Most died at the hands of Taliban insurgents, the United Nations says, many killed by bombs supposedly targeting the 130,000 US-led troops in the country. There is grief and anger in the villages where Sunday’s violence saw toddlers killed in their sleep or dying in a waking nightmare. On Tuesday, gunmen opened fire on an Afghan government delegation at a memorial service for the slain villagers, killing a soldier, but in a country that has been at war for three decades, more violence is not always seen as the answer.

Bakhtyar, a resident of Kandahar who uses one name, summed up his reaction to the US soldier’s shooting spree: “This requires a political solution. If we demonstrated (the Taliban) would misuse it and turn it into violence.

“This time an American has killed Afghans − we Afghans, too have killed Americans in the past.”

Countries’ relations under Obama

2008
November 4: Barack Obama is elected to replace President George W. Bush, who is already increasing the number of US troops in Afghanistan.

Although Mr Obama has promised to end the US troop presence in Iraq, he is in favour of remaining in Afghanistan.

2009
January 20: Mr Obama is inaugurated. Four weeks later, on February 17, he authorises the deployment of 17,000 more US troops to Afghanistan, in addition to the 38,000 who are already there.

March 20: Mr Obama announces a new strategy, with increased aid for civilian projects and 4,000 more soldiers to help train Afghan security forces.

August 20: Presidential election in Afghanistan, marked by new allegations of massive fraud. The incumbent, US ally Hamid Karzai, is ultimately declared the winner.

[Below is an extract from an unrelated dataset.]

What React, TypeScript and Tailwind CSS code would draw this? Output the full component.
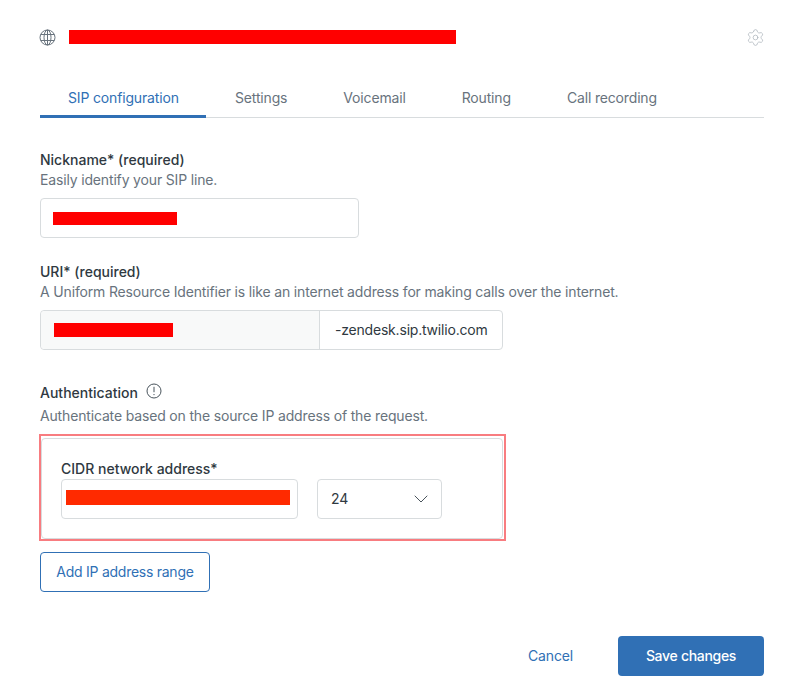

December 1: Mr Obama announces the sending of 30,000 extra soldiers, but also announces that the overall US presence will begin to wind down from July 2011.

2010
February 13: In the southern province of Marjah, troops of the US-led alliance launch the biggest offensive against the Taliban since the invasion of December 2001.

March 28: Mr Obama makes his first visit to Afghanistan. He will make a second visit on December 3, 2010.

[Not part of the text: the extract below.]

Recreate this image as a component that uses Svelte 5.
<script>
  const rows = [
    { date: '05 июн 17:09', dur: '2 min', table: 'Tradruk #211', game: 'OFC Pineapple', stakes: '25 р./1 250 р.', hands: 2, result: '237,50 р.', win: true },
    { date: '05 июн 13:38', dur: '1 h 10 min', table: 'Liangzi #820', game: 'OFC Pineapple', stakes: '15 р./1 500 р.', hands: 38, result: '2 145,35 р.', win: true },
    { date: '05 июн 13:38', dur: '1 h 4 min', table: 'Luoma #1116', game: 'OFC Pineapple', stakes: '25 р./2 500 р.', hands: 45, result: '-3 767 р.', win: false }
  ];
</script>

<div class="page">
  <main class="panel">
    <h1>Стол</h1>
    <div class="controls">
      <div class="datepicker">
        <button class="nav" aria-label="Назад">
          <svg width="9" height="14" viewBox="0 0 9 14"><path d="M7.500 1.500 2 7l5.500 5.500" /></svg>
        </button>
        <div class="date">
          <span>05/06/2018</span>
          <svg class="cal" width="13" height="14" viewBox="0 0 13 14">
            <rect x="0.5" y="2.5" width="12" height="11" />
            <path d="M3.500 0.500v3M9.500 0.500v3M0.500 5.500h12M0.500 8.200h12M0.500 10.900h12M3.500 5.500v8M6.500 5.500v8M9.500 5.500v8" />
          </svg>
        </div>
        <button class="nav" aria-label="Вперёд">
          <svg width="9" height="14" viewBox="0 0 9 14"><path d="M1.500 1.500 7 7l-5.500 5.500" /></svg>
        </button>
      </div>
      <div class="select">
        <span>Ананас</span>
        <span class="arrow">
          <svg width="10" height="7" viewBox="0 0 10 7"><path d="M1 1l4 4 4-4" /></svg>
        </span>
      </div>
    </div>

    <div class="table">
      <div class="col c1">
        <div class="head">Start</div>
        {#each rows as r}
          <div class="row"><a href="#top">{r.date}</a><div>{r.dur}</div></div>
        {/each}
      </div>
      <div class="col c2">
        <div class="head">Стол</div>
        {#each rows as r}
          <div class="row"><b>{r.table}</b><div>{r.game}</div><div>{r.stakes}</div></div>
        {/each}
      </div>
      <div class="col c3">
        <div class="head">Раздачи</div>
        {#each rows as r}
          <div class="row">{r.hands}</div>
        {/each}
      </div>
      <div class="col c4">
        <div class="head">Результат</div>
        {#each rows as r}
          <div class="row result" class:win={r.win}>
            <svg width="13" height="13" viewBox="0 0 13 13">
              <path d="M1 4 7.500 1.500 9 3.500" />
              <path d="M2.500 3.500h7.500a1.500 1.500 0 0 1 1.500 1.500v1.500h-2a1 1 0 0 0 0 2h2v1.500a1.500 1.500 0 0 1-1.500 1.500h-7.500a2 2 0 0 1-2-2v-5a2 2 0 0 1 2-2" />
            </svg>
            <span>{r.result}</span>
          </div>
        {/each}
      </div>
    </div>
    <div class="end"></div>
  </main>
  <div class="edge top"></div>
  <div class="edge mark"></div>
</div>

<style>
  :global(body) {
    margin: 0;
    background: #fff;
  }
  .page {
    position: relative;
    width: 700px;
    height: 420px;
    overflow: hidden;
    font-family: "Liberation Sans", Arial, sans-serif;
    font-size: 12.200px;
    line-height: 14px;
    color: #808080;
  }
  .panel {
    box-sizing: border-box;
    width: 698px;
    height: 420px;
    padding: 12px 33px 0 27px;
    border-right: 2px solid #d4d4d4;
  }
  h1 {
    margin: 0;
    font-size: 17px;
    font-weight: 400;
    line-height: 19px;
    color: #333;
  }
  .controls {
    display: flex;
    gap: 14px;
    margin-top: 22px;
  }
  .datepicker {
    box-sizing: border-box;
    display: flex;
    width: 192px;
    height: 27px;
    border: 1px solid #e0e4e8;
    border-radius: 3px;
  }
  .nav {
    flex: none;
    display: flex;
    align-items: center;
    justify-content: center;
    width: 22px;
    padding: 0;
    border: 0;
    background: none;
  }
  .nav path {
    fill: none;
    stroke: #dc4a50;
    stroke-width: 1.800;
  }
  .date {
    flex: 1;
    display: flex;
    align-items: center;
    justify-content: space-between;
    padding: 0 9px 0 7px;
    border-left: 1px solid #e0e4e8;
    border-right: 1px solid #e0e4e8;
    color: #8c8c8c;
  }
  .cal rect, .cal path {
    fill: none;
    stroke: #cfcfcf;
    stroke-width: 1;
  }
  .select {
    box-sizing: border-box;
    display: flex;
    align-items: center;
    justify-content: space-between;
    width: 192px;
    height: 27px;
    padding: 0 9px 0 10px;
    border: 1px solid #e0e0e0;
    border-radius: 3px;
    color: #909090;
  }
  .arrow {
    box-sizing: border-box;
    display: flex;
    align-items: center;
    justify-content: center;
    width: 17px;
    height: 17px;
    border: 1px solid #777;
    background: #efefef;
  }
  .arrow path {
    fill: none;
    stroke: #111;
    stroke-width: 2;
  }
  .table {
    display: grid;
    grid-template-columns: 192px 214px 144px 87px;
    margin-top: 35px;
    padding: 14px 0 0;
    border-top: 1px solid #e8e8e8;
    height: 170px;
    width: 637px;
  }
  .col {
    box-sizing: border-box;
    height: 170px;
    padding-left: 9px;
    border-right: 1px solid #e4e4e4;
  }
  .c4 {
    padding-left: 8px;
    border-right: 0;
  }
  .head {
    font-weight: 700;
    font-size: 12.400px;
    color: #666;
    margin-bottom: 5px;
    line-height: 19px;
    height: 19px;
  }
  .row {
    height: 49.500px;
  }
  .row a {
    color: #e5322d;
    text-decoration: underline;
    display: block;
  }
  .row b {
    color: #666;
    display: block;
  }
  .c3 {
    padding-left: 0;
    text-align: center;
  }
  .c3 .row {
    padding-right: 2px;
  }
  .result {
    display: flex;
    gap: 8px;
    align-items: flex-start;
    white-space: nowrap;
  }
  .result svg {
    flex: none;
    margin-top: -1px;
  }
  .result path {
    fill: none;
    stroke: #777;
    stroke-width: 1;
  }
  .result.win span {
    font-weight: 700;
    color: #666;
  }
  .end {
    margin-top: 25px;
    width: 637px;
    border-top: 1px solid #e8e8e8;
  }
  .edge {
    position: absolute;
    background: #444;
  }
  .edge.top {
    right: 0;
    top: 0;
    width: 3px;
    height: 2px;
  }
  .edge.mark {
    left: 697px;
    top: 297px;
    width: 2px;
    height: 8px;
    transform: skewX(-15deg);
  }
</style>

April 1: Anti-Western outburst by Karzai, who accuses the international community of having organised the massive fraud that tainted the 2009 presidential election.

November 20: The North Atlantic Treaty Organisation (Nato), which is coordinating most of the action in Afghanistan, adopts a plan under which its forces will leave the country by the end of 2014.

2011
March 22: The process of handing over control to local Afghan forces formally begins.

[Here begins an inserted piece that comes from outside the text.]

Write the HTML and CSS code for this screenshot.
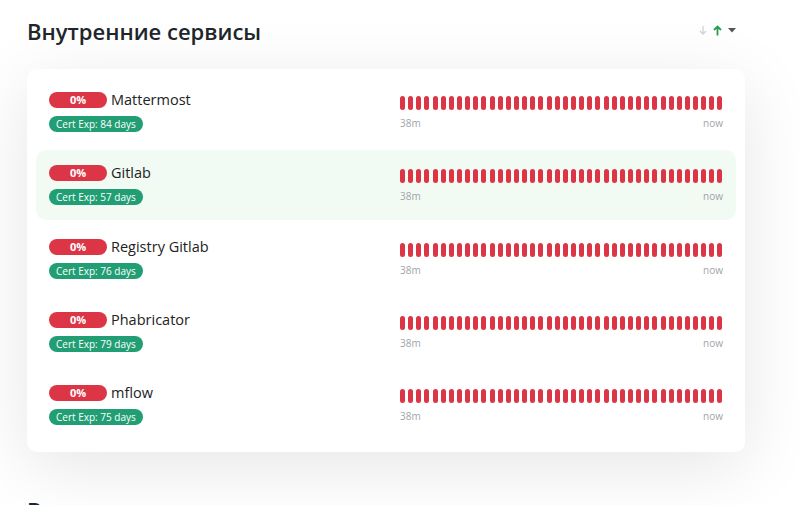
FILE: index.html
```html
<!DOCTYPE html>
<html lang="ru">
<head>
<meta charset="utf-8">
<title>Status</title>
<link rel="stylesheet" href="styles.css">
</head>
<body>
<div class="page">
  <div class="group-head">
    <h2 class="group-title">Внутренние сервисы</h2>
    <div class="sort">
      <svg class="ar down" width="8" height="11" viewBox="0 0 8 11"><path d="M4 1v8M1 6l3 3 3-3" fill="none" stroke="#cfd3d6" stroke-width="1.3"/></svg>
      <svg class="ar up" width="9" height="11" viewBox="0 0 9 11"><path d="M4.5 10.5V1.5M1 5l3.5-3.5L8 5" fill="none" stroke="#2a9d4b" stroke-width="1.8"/></svg>
      <svg class="caret" width="8" height="5" viewBox="0 0 8 5"><path d="M0 0h8L4 4.5z" fill="#555"/></svg>
    </div>
  </div>
  <div class="card" id="list"></div>
  <h2 class="group-title next">Внешние сервисы</h2>
</div>
<script src="app.js"></script>
</body>
</html>
```
FILE: app.js
```js
var items = [
  ["Mattermost", 84, false],
  ["Gitlab", 57, true],
  ["Registry Gitlab", 76, false],
  ["Phabricator", 79, false],
  ["mflow", 75, false]
];
var list = document.getElementById("list");
items.forEach(function (it) {
  var beats = "";
  for (var i = 0; i < 40; i++) beats += '<span class="beat"></span>';
  var el = document.createElement("div");
  el.className = "item" + (it[2] ? " hover" : "");
  el.innerHTML =
    '<div class="info">' +
      '<div class="name-line"><span class="pct">0%</span><span class="name">' + it[0] + '</span></div>' +
      '<span class="cert">Cert Exp: ' + it[1] + ' days</span>' +
    '</div>' +
    '<div class="bar">' +
      '<div class="beats">' + beats + '</div>' +
      '<div class="times"><span>38m</span><span>now</span></div>' +
    '</div>';
  list.appendChild(el);
});
```
FILE: styles.css
```css
html, body {
  margin: 0;
  padding: 0;
  background: #fff;
  font-family: "Open Sans", "Noto Sans", sans-serif;
  color: #212529;
}
.page {
  width: 718px;
  padding: 0 0 0 27px;
}
.group-head {
  display: flex;
  align-items: center;
  justify-content: space-between;
  height: 69px;
}
.group-title {
  margin: 0;
  font-size: 22px;
  font-weight: 600;
  line-height: 1.2;
}
.group-head .group-title {
  margin-top: -6px;
}
.sort {
  display: flex;
  align-items: center;
  gap: 6px;
  margin-right: 9px;
  margin-top: -8px;
}
.card {
  background: #fff;
  border-radius: 10px;
  box-shadow: 0 15px 70px rgba(0, 0, 0, 0.1);
  padding: 8px 9px 12px;
  display: flex;
  flex-direction: column;
  gap: 3.25px;
}
.item {
  display: flex;
  justify-content: space-between;
  padding: 15px 13px;
  height: 40px;
  border-radius: 10px;
}
.item.hover {
  background: #f1fbf4;
}
.info {
  display: flex;
  flex-direction: column;
  gap: 8px;
}
.name-line {
  display: flex;
  align-items: center;
  gap: 4px;
  height: 16px;
}
.pct {
  display: inline-block;
  width: 58px;
  height: 16px;
  line-height: 16px;
  border-radius: 8px;
  background: #dc3545;
  color: #fff;
  font-size: 11px;
  font-weight: 700;
  text-align: center;
}
.name {
  font-size: 14.5px;
  line-height: 16px;
  color: #222;
}
.cert {
  display: inline-block;
  align-self: flex-start;
  height: 16px;
  line-height: 16px;
  padding: 0 7px;
  border-radius: 8px;
  background: #229e74;
  color: #fff;
  font-size: 10px;
  font-weight: 500;
}
.bar {
  width: 323px;
  padding-top: 4px;
}
.beats {
  display: flex;
  justify-content: space-between;
  height: 14px;
}
.beat {
  width: 5px;
  height: 14px;
  border-radius: 3px;
  background: #dc3545;
}
.times {
  display: flex;
  justify-content: space-between;
  margin-top: 7px;
  font-size: 10px;
  color: #a0a4a8;
  line-height: 12px;
}
.group-title.next {
  margin-top: 45px;
}
```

May 2: US special forces operating in Pakistan kill al-Qaeda leader Osama bin Laden, whose presence in Afghanistan was the main justification for the 2001 invasion.

May 31: Mr Karzai reacts with fury to the latest in a series of incidents in which western forces kill Afghan civilians.

June 18: Mr Karzai confirms reports that the United States is holding direct talks with the Taliban.

June 22: Mr Obama announces that 33,000 of the 99,000 US troops in Afghanistan will leave the country by the middle of 2012. Britain, the second-largest contributor after the US, also says it will begin bringing soldiers home.

November 19: An Afghan “Loya Jirga”, or assembly of elders, agrees to a strategic partnership with the US, but adds that US nationals must not be given immunity if they commit crimes in the country.

2012
January 3: The Taliban announce plans to open a political office outside the country, probably in the Gulf region.

January 11: A video published on the internet shows US soldiers urinating on the corpses of Taliban activists.

February 21: The news that US soldiers have burned copies of the Koran, the Muslim holy book, causes widespread rioting in Afghanistan. Among the dead in the following days are six US troops shot dead by insurgents.

March 11: A US soldier massacres 16 civilians in Kandahar province.